The single most important textile building in Darwen, possibly of North-East Lancashire. Built between 1859-71 by Eccles Shorrock & Company. The architect was E. Bates of Manchester. Stone was quarried at Darwen Mill and Cadshaw. Much of the building was completed in mid-1860s, including the massive chimney, but machinery was not installed until 1870-71.
Two 125 hp W. & J.Yates beam engines, 51" cylinders 6" stroke (later McNaughted by the makers) were started 1871, and by 1873 the mill contained 168 cards and 67 mule spindles.
Eccles Shorrock, Brother & Company appear to have been ruined by the costs of the mill and the effects of the Cotton Famine, and in 1874 the India Mills Cotton Spinning Company Limited was formed to purchase, complete and run the mill. The promoters were Eccles Shorrock (Ashton), Richard Eccles of Lower Darwen Mills, William Snape C.& J.G.Potter, Joseph Shorrock and Joseph Eccles, Darwen manufacturer.
In 1890 the beam engines were replaced by a 1800 ihp tandem compound, with a 30 rope fly pulley, by Musgrave of Bolton. A separate engine house was erected to received this engine. In 1892 84,308 mule spindles, producing 30s 80s weft, and 30s to 70s twist were running, employing a workforce of 250.
Ring spinning was introduced during the early twentieth century, and by the 1920s 62,776 mule and 32,400 ring spindles were working. After the business was reconstituted as India Mills (Darwen) Limited in 1933, the mill began to move towards spinning artificial fibres.
Mule spinning was abandoned following World War II and the company concentrated on rayon yarns in plain, fancy and coloured varieties.
The mill became part of the William Baird Textile Group in 1954. A major extension, named after the chairman and managing director, Arthur Moseley, was erected in 1968-70.
Four years later Carrington Viyella purchased the mill. Closure of the factory took place in the autumn of 1991.
Buildings: an impressive Grade II listed building constructed of ashlar and par-point masonry throughout, with ornate decoration to cornices, door surrounds and window openings.
The main, fireproof mill is five storeys high, with a cotton and yarn cellar under. All the floors are supported on brick vaults and cast iron columns. Each end of the mill is eight windows wide with projecting cabin, hoist and dust turrets.
Window openings are both round-headed and horizontal and have dressed surrounds.
In length the mill is thirty bays long with large, projecting central towers. The west, staircase turret, rises to form a tower. The corresponding east turret has blind windows and formerly housed latrines. All turrets are quoined and have stone copings. Windows are placed in pairs and have key-stone arched surrounds. String courses on stone brackets are a feature of both the towers and main walls.

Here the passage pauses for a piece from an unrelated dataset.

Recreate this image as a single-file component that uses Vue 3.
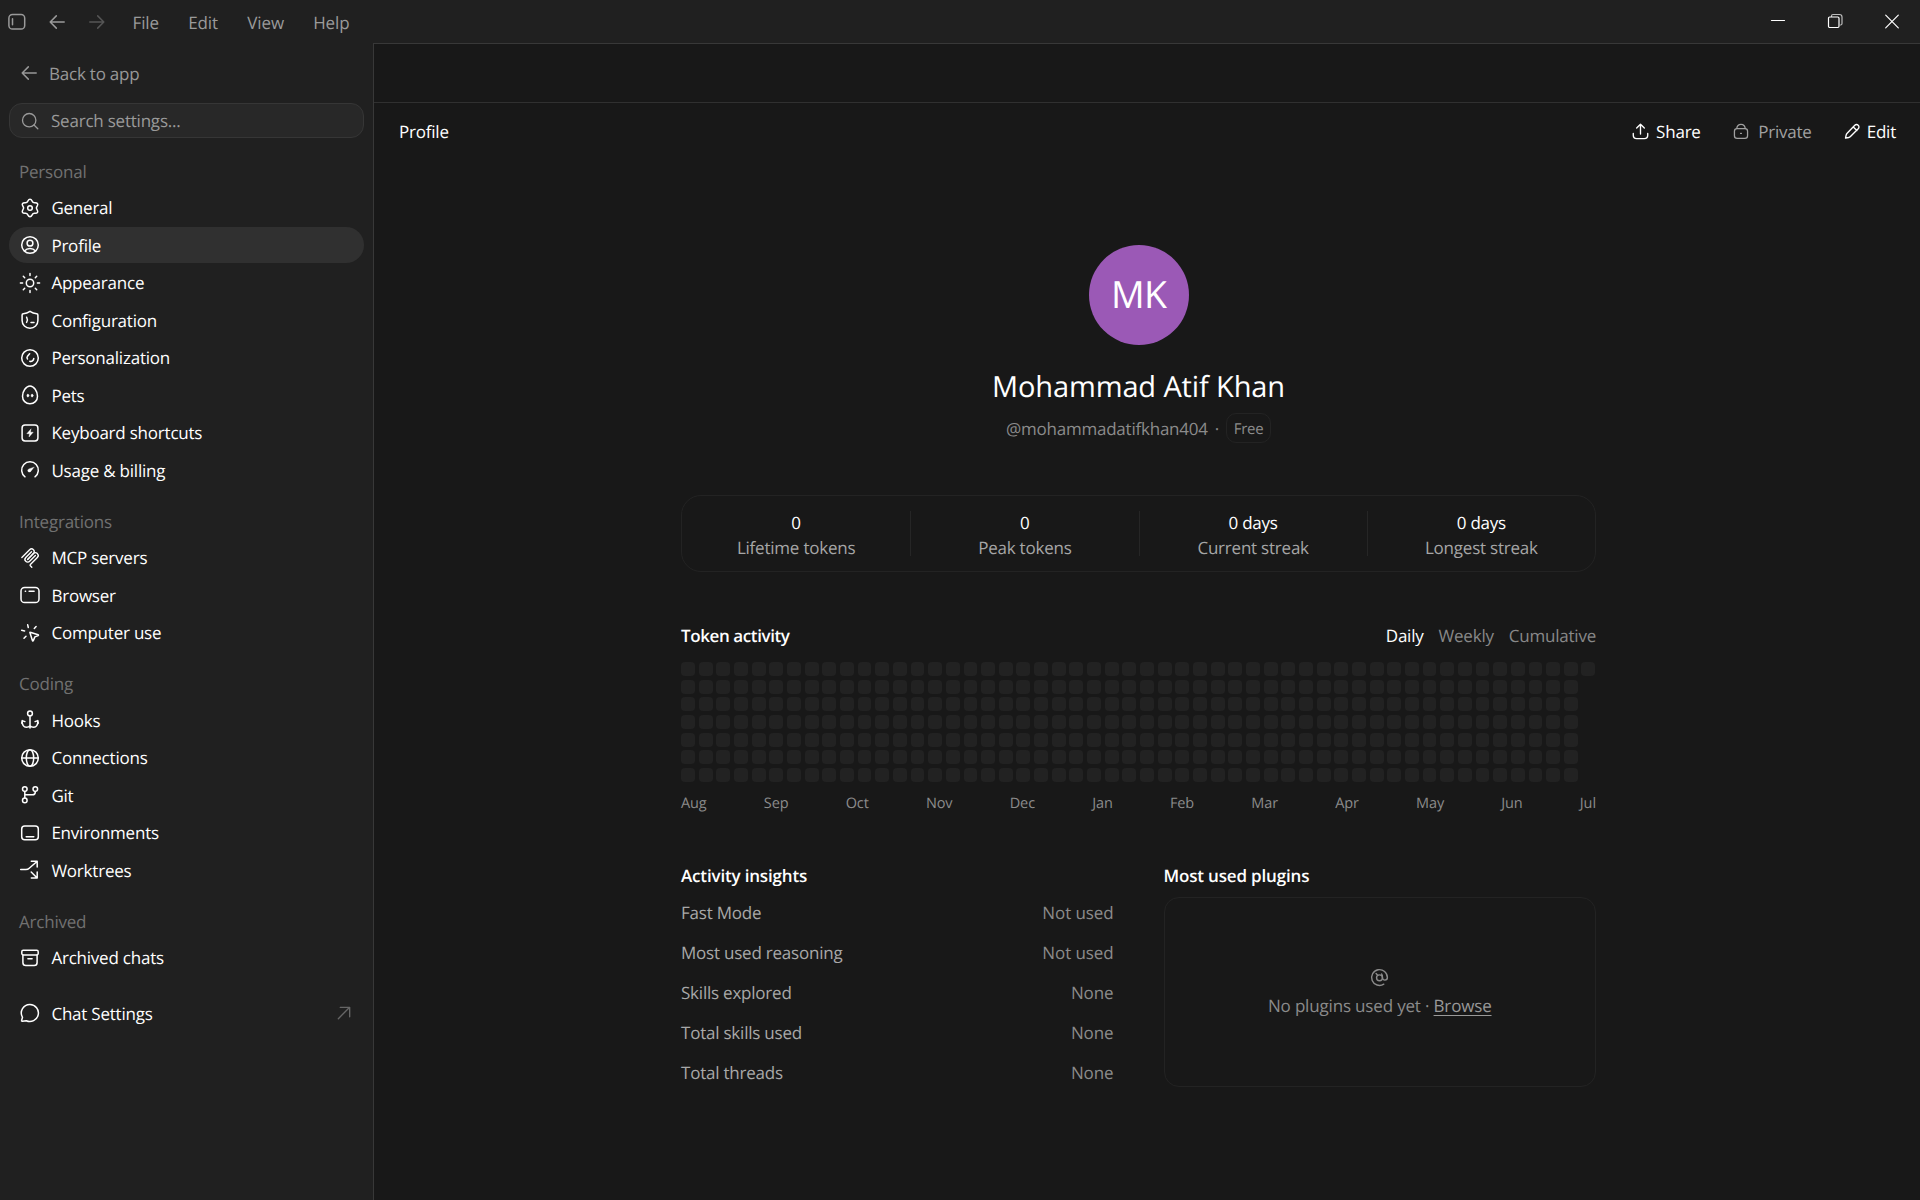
<template>
  <div class="app">
    <header class="titlebar">
      <div class="titlebar-left">
        <svg class="tb-icon" viewBox="0 0 20 20" v-html="icons.panel"></svg>
        <svg class="tb-icon" viewBox="0 0 20 20" v-html="icons.back"></svg>
        <svg class="tb-icon dim" viewBox="0 0 20 20" v-html="icons.forward"></svg>
        <nav class="menu">
          <span v-for="m in menus" :key="m">{{ m }}</span>
        </nav>
      </div>
      <div class="window-controls">
        <svg viewBox="0 0 20 20"><path d="M3.5 9.500h13" /></svg>
        <svg viewBox="0 0 20 20">
          <path class="ghost" d="M6.5 5.5V5c0-.8.5-1.500 1.500-1.500h6.500c1.500 0 2.500 1 2.500 2.500V12.500c0 .8-.6 1.500-1.500 1.500" />
          <rect x="3.500" y="6" width="10.500" height="10.500" rx="1.200" />
        </svg>
        <svg viewBox="0 0 20 20"><path d="M3.700 4.200l12.600 12.600M16.300 4.200L3.700 16.800" /></svg>
      </div>
    </header>

    <div class="body">
      <aside class="sidebar">
        <div class="back-link">
          <svg viewBox="0 0 20 20" v-html="icons.back"></svg>
          <span>Back to app</span>
        </div>
        <div class="search">
          <svg viewBox="0 0 20 20" v-html="icons.search"></svg>
          <span>Search settings...</span>
        </div>

        <section class="nav-group" v-for="group in groups" :key="group.title">
          <h3 class="nav-label">{{ group.title }}</h3>
          <div class="nav-list">
            <div
              class="nav-item"
              v-for="item in group.items"
              :key="item.label"
              :class="{ active: item.label === 'Profile' }"
            >
              <svg viewBox="0 0 20 20" v-html="icons[item.icon]"></svg>
              <span>{{ item.label }}</span>
            </div>
          </div>
        </section>

        <div class="nav-item chat-settings">
          <svg viewBox="0 0 20 20" v-html="icons.chat"></svg>
          <span>Chat Settings</span>
          <svg class="external" viewBox="0 0 20 20" v-html="icons.external"></svg>
        </div>
      </aside>

      <main class="main">
        <div class="toolbar"></div>

        <div class="page-header">
          <span class="page-title">Profile</span>
          <div class="actions">
            <span class="action"><svg viewBox="0 0 20 20" v-html="icons.share"></svg>Share</span>
            <span class="action muted"><svg viewBox="0 0 20 20" v-html="icons.lock"></svg>Private</span>
            <span class="action edit"><svg viewBox="0 0 20 20" v-html="icons.pencil"></svg>Edit</span>
          </div>
        </div>

        <div class="content">
          <div class="identity">
            <div class="avatar">MK</div>
            <h1 class="name">Mohammad Atif Khan</h1>
            <div class="handle">
              <span>@mohammadatifkhan404</span>
              <span class="dot">·</span>
              <span class="plan">Free</span>
            </div>
          </div>

          <div class="stats">
            <div class="stat" v-for="s in stats" :key="s.label">
              <div class="stat-value">{{ s.value }}</div>
              <div class="stat-label">{{ s.label }}</div>
            </div>
          </div>

          <div class="activity-head">
            <h2>Token activity</h2>
            <div class="tabs">
              <span class="on">Daily</span>
              <span>Weekly</span>
              <span>Cumulative</span>
            </div>
          </div>
          <div class="heatmap">
            <div class="cell" v-for="n in dayCount" :key="n"></div>
          </div>
          <div class="months">
            <span v-for="m in months" :key="m">{{ m }}</span>
          </div>

          <div class="columns">
            <section>
              <h2>Activity insights</h2>
              <dl class="insights">
                <div class="insight" v-for="i in insights" :key="i.label">
                  <dt>{{ i.label }}</dt>
                  <dd>{{ i.value }}</dd>
                </div>
              </dl>
            </section>
            <section>
              <h2 class="plugins-title">Most used plugins</h2>
              <div class="plugins">
                <svg viewBox="0 0 20 20" v-html="icons.at"></svg>
                <p>No plugins used yet · <a>Browse</a></p>
              </div>
            </section>
          </div>
        </div>
      </main>
    </div>
  </div>
</template>

<script setup>
const menus = ['File', 'Edit', 'View', 'Help']

// inner markup for 20x20 icons, stroke comes from css
const icons = {
  panel: '<rect x="1.900" y="2.600" width="15.800" height="14.400" rx="3.600"/><path d="M5.500 6.800v6"/>',
  back: '<path d="M17.200 10H3.200M9.300 3.900L3.200 10l6.100 6.100"/>',
  forward: '<path d="M2.800 10h14M10.700 3.900l6.100 6.100-6.100 6.100"/>',
  search: '<circle cx="9.200" cy="9.200" r="6.700"/><path d="M14 14l3.800 3.800"/>',
  gear: '<path d="M10 1.300C12 1.300 12.070 3.810 13.200 4.460C14.330 5.110 16.530 3.920 17.530 5.650C18.530 7.380 16.400 8.700 16.400 10C16.400 11.300 18.530 12.620 17.530 14.350C16.530 16.080 14.330 14.890 13.200 15.540C12.070 16.190 12 18.700 10 18.700C8 18.700 7.930 16.190 6.800 15.540C5.670 14.890 3.470 16.080 2.470 14.350C1.470 12.620 3.600 11.300 3.600 10C3.600 8.700 1.470 7.380 2.470 5.650C3.470 3.920 5.670 5.110 6.800 4.460C7.930 3.810 8 1.300 10 1.300Z"/><circle cx="10" cy="10" r="2.300"/>',
  profile: '<circle cx="10" cy="10" r="8.300"/><circle cx="10" cy="8.200" r="2.900"/><path d="M4.600 15.900c1.300-1.700 3.200-2.500 5.400-2.500s4.100.8 5.400 2.500"/>',
  sun: '<circle cx="10" cy="10" r="3.700"/><path d="M10 .4v2.200M10 17.400v2.200M.4 10h2.200M17.400 10h2.200M3.300 3.300l1.400 1.400M15.300 15.300l1.400 1.400M3.300 16.700l1.400-1.400M15.300 4.700l1.400-1.400"/>',
  shield: '<path d="M10 1.300c1.900 1.300 4.300 2.200 6.700 2.400.7.100 1.200.6 1.200 1.200V10.500c0 4.500-3.500 7.800-7.900 7.800S2.100 15 2.100 10.500V4.900c0-.6.5-1.100 1.200-1.200C5.700 3.500 8.100 2.600 10 1.300Z"/><path d="M6.600 7.200c1.200 2 1.200 3.200 0 5.200M11 12.500h3"/>',
  personal: '<circle cx="10" cy="10" r="8.300"/><path d="M9.600 5.700L7.500 8.300c-.6.8-.7 1.900 0 2.700M9.800 13.300c1.900.7 3.900-.8 4-2.900"/>',
  egg: '<path d="M10 1C13.900 1 17.500 6.400 17.500 11.200C17.500 15.600 14.300 18.800 10 18.800S2.500 15.600 2.500 11.200C2.500 6.400 6.100 1 10 1Z"/><ellipse class="solid" cx="7.900" cy="10.600" rx="1" ry="1.500"/><ellipse class="solid" cx="12.100" cy="10.600" rx="1" ry="1.500"/>',
  keyboard: '<rect x="2.100" y="2.100" width="15.800" height="15.800" rx="2.900"/><path class="solid" d="M10.900 6.100L6.800 10.700h2.700l-.5 3.300 4.200-4.800h-2.700Z"/>',
  gauge: '<path d="M5 16.800A8.350 8.350 0 1 1 15 16.800"/><path class="solid" d="M13.900 7.200L9 8.900c-2.300 1-1 3.800 1.100 3 .6-.3 1-.8 1.200-1.200Z"/>',
  mcp: '<g transform="translate(-.2 -.2) scale(.114)" stroke-width="12"><path d="M18 84.850L85.880 16.970C95.250 7.600 110.450 7.600 119.820 16.970C129.200 26.340 129.200 41.540 119.820 50.910L68.560 102.180"/><path d="M69.270 101.470L119.820 50.910C129.200 41.540 144.390 41.540 153.770 50.910L154.120 51.270C163.490 60.640 163.490 75.830 154.120 85.210L92.720 146.600C89.600 149.720 89.600 154.790 92.720 157.910L105.330 170.520"/><path d="M102.850 33.940L52.650 84.150C43.280 93.520 43.280 108.710 52.650 118.090C62.020 127.460 77.220 127.460 86.590 118.090L136.790 67.880"/></g>',
  browser: '<rect x="1" y="2.400" width="18" height="15.200" rx="3.600"/><path d="M5.300 6.200h.3M9.100 6.200h5"/>',
  cursor: '<path d="M10.200 9.200l7.900 2.500c.5.200.5.700.1.900l-3.300 1.300-1.600 3.700c-.2.400-.8.400-.9-.1l-2.500-7.900c-.1-.3.100-.5.300-.4Z"/><path d="M7.700 1.800l.6 2.700M1.700 7.300l2.900.6M4 15.300l2-2M14.300 5.500l1.800-2"/>',
  anchor: '<circle cx="10" cy="3.400" r="2.400"/><path d="M10 5.800v12.100M1.700 13.200l.5-2.600 2.700 1M18.300 13.200l-.5-2.600-2.700 1M2.200 11.200c-.3 3.800 1.600 6 4.100 6 1.900 0 3-.6 3.700-1.600.7 1 1.800 1.600 3.700 1.600 2.500 0 4.400-2.200 4.100-6"/>',
  globe: '<circle cx="10" cy="10" r="8.300"/><ellipse cx="10" cy="10" rx="3.700" ry="8.300"/><path d="M1.700 10h16.600"/>',
  git: '<circle cx="4.800" cy="4.100" r="2.300"/><circle cx="15.300" cy="4.100" r="2.300"/><circle cx="4.800" cy="15.400" r="2.300"/><path d="M4.800 6.400v6.700M4.800 9.800h7.600c1.900 0 2.900-1 2.900-2.900V6.400"/>',
  env: '<rect x="1.700" y="2.900" width="16.600" height="13.900" rx="3"/><path d="M6.200 13.700h7.600"/>',
  worktree: '<path d="M.7 9.600h5.200c1.500 0 2.300-.3 3.300-1.300L17 1.500M11.300 1.200H17.200V7.100M11.200 12l5.700 5.700M11.300 18h5.900v-5.900"/>',
  archive: '<rect x="1.800" y="2.300" width="16.400" height="4.600" rx="1.400"/><path d="M2.900 6.900v7.600c0 1.900 1.100 3.100 3 3.100h8.200c1.900 0 3-1.200 3-3.100V6.900M7.900 10.700h4.200"/>',
  chat: '<path d="M10 1.500a8.500 8.500 0 1 1-3.700 16.200l-3.900.6c-.7.100-1-.3-.8-.9l.9-3.100A8.500 8.500 0 0 1 10 1.500Z"/>',
  external: '<path d="M3.700 16.300L16 4M5.800 3.700h10.500v10.500"/>',
  share: '<path d="M10 13V1.800M5.500 6L10 1.500 14.500 6M1.500 12.300v2.200c0 2.400 1.500 3.800 3.900 3.800h9.200c2.400 0 3.900-1.400 3.900-3.800v-2.200"/>',
  lock: '<rect x="1.800" y="6.300" width="16.400" height="12.400" rx="3.300"/><path d="M4.700 6.200C5 2.900 7.100 1 10 1s5 1.900 5.300 5.200M9.500 12.400h1"/>',
  pencil: '<path d="M12.700 2.700c1.300-1.300 2.900-1.200 4 0 1.200 1.100 1.200 2.700 0 4L7.600 15.900c-.7.700-1.300 1-2.200 1.200l-3.600.7.700-3.600c.2-.9.500-1.500 1.200-2.200ZM10.900 4.600l4.300 4.300"/>',
  at: '<circle cx="10" cy="10.300" r="3.100"/><path d="M6.400 5.900l1.700 1.800M12.200 6.200c1 1 1 2.400.9 3.900 0 3.600 5.200 3.500 5.200 0A8.300 8.300 0 1 0 14.500 17"/>',
}

const groups = [
  {
    title: 'Personal',
    items: [
      { label: 'General', icon: 'gear' },
      { label: 'Profile', icon: 'profile' },
      { label: 'Appearance', icon: 'sun' },
      { label: 'Configuration', icon: 'shield' },
      { label: 'Personalization', icon: 'personal' },
      { label: 'Pets', icon: 'egg' },
      { label: 'Keyboard shortcuts', icon: 'keyboard' },
      { label: 'Usage & billing', icon: 'gauge' },
    ],
  },
  {
    title: 'Integrations',
    items: [
      { label: 'MCP servers', icon: 'mcp' },
      { label: 'Browser', icon: 'browser' },
      { label: 'Computer use', icon: 'cursor' },
    ],
  },
  {
    title: 'Coding',
    items: [
      { label: 'Hooks', icon: 'anchor' },
      { label: 'Connections', icon: 'globe' },
      { label: 'Git', icon: 'git' },
      { label: 'Environments', icon: 'env' },
      { label: 'Worktrees', icon: 'worktree' },
    ],
  },
  {
    title: 'Archived',
    items: [{ label: 'Archived chats', icon: 'archive' }],
  },
]

const stats = [
  { value: '0', label: 'Lifetime tokens' },
  { value: '0', label: 'Peak tokens' },
  { value: '0 days', label: 'Current streak' },
  { value: '0 days', label: 'Longest streak' },
]

// 51 full weeks + the first day of the current one
const dayCount = 51 * 7 + 1

const months = ['Aug', 'Sep', 'Oct', 'Nov', 'Dec', 'Jan', 'Feb', 'Mar', 'Apr', 'May', 'Jun', 'Jul']

const insights = [
  { label: 'Fast Mode', value: 'Not used' },
  { label: 'Most used reasoning', value: 'Not used' },
  { label: 'Skills explored', value: 'None' },
  { label: 'Total skills used', value: 'None' },
  { label: 'Total threads', value: 'None' },
]
</script>

<style>
body {
  background: #202020;
}
</style>

<style scoped>
.app {
  display: flex;
  flex-direction: column;
  height: 1200px;
  overflow: hidden;
  background: #202020;
  color: #fff;
  font-family: 'Segoe UI', 'Open Sans', 'Noto Sans', sans-serif;
  font-size: 17px;
  line-height: 25px;
  letter-spacing: -0.22px;
  white-space: nowrap;
  text-rendering: geometricPrecision;
}

h1, h2, h3, p, dl, dt, dd {
  margin: 0;
  font-size: inherit;
  font-weight: 400;
}

svg {
  flex: none;
  width: 20px;
  height: 20px;
  fill: none;
  stroke: currentColor;
  stroke-width: 1.5;
  stroke-linecap: round;
  stroke-linejoin: round;
  overflow: visible;
}

svg :deep(.solid) {
  fill: currentColor;
  stroke-width: 0.4;
}

svg :deep(g) {
  stroke-width: 12;
}

/* ── Title bar ── */
.titlebar {
  flex: none;
  display: flex;
  justify-content: space-between;
  height: 43px;
}

.titlebar-left {
  display: flex;
  align-items: center;
  padding-left: 7px;
  color: #9a9a9a;
}

.tb-icon {
  margin-right: 20px;
}

.dim {
  color: #555;
}

.menu {
  display: flex;
  gap: 29.200px;
  padding: 1px 0 0 5.500px;
  letter-spacing: -0.1px;
}

.window-controls {
  display: flex;
  align-items: center;
  gap: 37px;
  padding: 0 18px 1px 0;
}

.window-controls svg {
  stroke-width: 1.2;
}

.ghost {
  opacity: 0.7;
}

/* ── Sidebar ── */
.body {
  flex: 1;
  display: flex;
  min-height: 0;
}

.sidebar {
  flex: none;
  width: 373px;
  box-sizing: border-box;
  padding: 12px 9px 0;
}

.back-link {
  display: flex;
  align-items: center;
  gap: 10px;
  height: 36px;
  padding-left: 10px;
  color: #989898;
}

.search {
  display: flex;
  align-items: center;
  gap: 11px;
  box-sizing: border-box;
  height: 35px;
  margin: 12px 0 16.500px;
  padding-left: 10px;
  border: 1px solid #363636;
  border-radius: 13px;
  background: #282828;
  color: #9a9a9a;
}

.search svg {
  stroke-width: 1.3;
}

.nav-group {
  margin-bottom: 16.25px;
}

.nav-label {
  height: 35px;
  padding-left: 10px;
  line-height: 33.500px;
  color: #717171;
}

.nav-list {
  display: flex;
  flex-direction: column;
  gap: 1.25px;
}

.nav-item {
  display: flex;
  align-items: center;
  gap: 11px;
  height: 36.25px;
  padding: 0 10px 0 11.400px;
  border-radius: 18px;
}

.nav-item.active {
  background: #303030;
}

.chat-settings {
  margin-top: 19.500px;
}

.external {
  width: 18px;
  height: 18px;
  margin-left: auto;
  margin-right: 1px;
  color: #666;
}

/* ── Main ── */
.main {
  flex: 1;
  border-top: 1px solid #383838;
  border-left: 1px solid #383838;
  background: #181818;
}

.toolbar {
  height: 58px;
  border-bottom: 1px solid #303030;
}

.page-header {
  display: flex;
  align-items: center;
  justify-content: space-between;
  height: 57px;
  padding: 0 24px 0 25px;
}

.actions {
  display: flex;
  gap: 32px;
}

.action {
  display: flex;
  align-items: center;
  gap: 7px;
}

.action svg {
  width: 17px;
  height: 17px;
  stroke-width: 1.6;
}

.action.muted {
  gap: 9.500px;
  color: #a0a0a0;
}

.action.muted svg {
  width: 16px;
}

.action.edit {
  gap: 6px;
}

.content {
  width: 915px;
  margin: 85px 0 0 307px;
}

.identity {
  display: flex;
  flex-direction: column;
  align-items: center;
}

.avatar {
  width: 100px;
  height: 100px;
  border-radius: 50%;
  background: #9b59b6;
  font-size: 37.5px;
  line-height: 98px;
  letter-spacing: -0.8px;
  text-align: center;
}

.name {
  margin-top: 21.500px;
  font-size: 29px;
  line-height: 40px;
  letter-spacing: -0.13px;
}

.handle {
  display: flex;
  align-items: center;
  height: 30px;
  margin-top: 6.500px;
  color: #8b8b8b;
}

.dot {
  margin: 0 7px;
}

.plan {
  box-sizing: border-box;
  width: 45px;
  height: 30px;
  border: 1px solid #232323;
  border-radius: 10px;
  font-size: 15px;
  line-height: 30px;
  text-align: center;
}

.stats {
  display: grid;
  grid-template-columns: repeat(4, 1fr);
  box-sizing: border-box;
  height: 77px;
  margin-top: 52px;
  padding: 15px 0 14px;
  border: 1px solid #232323;
  border-radius: 20px;
  text-align: center;
}

.stat {
  height: 45px;
}

.stat + .stat {
  border-left: 1px solid #262626;
}

.stat-value {
  margin-top: -1px;
}

.stat-label {
  color: #a6a6a6;
}

h2 {
  font-weight: 600;
  line-height: 30px;
  letter-spacing: -0.4px;
}

.activity-head {
  display: flex;
  justify-content: space-between;
  height: 30px;
  margin-top: 48.700px;
  line-height: 30px;
}

.tabs {
  display: flex;
  gap: 15px;
  color: #888;
}

.tabs .on {
  color: #fff;
}

.heatmap {
  display: grid;
  grid-template-rows: repeat(7, 13.920px);
  grid-auto-columns: 13.920px;
  grid-auto-flow: column;
  gap: 3.750px;
  margin-top: 11.300px;
}

.cell {
  border-radius: 3.750px;
  background: #222;
}

.months {
  display: flex;
  justify-content: space-between;
  margin-top: 12px;
  font-size: 14.500px;
  line-height: 20px;
  letter-spacing: -0.1px;
  color: #8b8b8b;
}

.columns {
  display: grid;
  grid-template-columns: 1fr 1fr;
  gap: 50px;
  margin-top: 47.300px;
}

.columns h2 {
  letter-spacing: -0.17px;
}

.insights {
  margin-top: 2px;
}

.insight {
  display: flex;
  justify-content: space-between;
  line-height: 40px;
  color: #a8a8a8;
}

.insight dd {
  color: #8b8b8b;
  letter-spacing: -0.1px;
}

.plugins {
  display: flex;
  flex-direction: column;
  align-items: center;
  box-sizing: border-box;
  height: 190px;
  margin-top: 5.600px;
  padding-top: 70px;
  border: 1px solid #232323;
  border-radius: 15px;
  color: #8b8b8b;
}

.plugins svg {
  width: 19px;
  height: 19px;
}

.plugins p {
  margin-top: 6.500px;
  letter-spacing: -0.17px;
}

.plugins a {
  text-decoration: underline;
  text-decoration-thickness: 1px;
  text-underline-offset: 3px;
  color: #999;
}
</style>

The cellar can be clearly seen along the east wall and has round-headed windows set in ashlar courses. A low level loading area, with ten arches, projects from the west wall, but this is now obscured by Moseley Mill, and can only be seen internally. The doors gave access to the bale store and cellar blowing room.
An highly elaborate beam engine house is attached to the south-west corner of the mill. The end walls are ashlar with ogee mouldings on stone brackets and pilasters. Both gable windows are round-headed with stone mullions and fanlights. Two smaller windows are located on the west wall. The door, surprisingly small for the size of the building, is on the north end. All internal details have vanished and new floors have been inserted. The boiler house, with six arched windows, each with massive keystones, extends beneath the engine house. The building is rock-faced with an ashlar cornice. The original ten doors faced the mill yard, but are now hidden behind modern offices.
Adjoining is the campanile style, square chimney, which dominates the central area of Darwen. The massive base has recessed round-headed panels set in rusticated stonework and a stepped stone plinth. Above, the brick shaft is detailed with inset blue and yellow panels, slit windows and blind arches. The top terminates in two prominent cornices, the lower of which has stone urns at the corners.
Immediately to the rear of the chimney is the original office block. The 1890 engine house projects from the east wall of the mill and is built of random stone with engaged corner columns. The side wall has five pairs of round-headed windows. There are a pair of large, round-headed windows on facade, with blocked entrance below.
On the south side is a small, single storey extension, whilst a brick structure has been placed between the engine house and east central turret.
Moseley Mill, principally constructed of rustic brick, projects from the west wall of the spinning factory, and partly covers the site of Carrs Mill.
The building, functional in design, presents a striking contrast to the nineteenth century structure.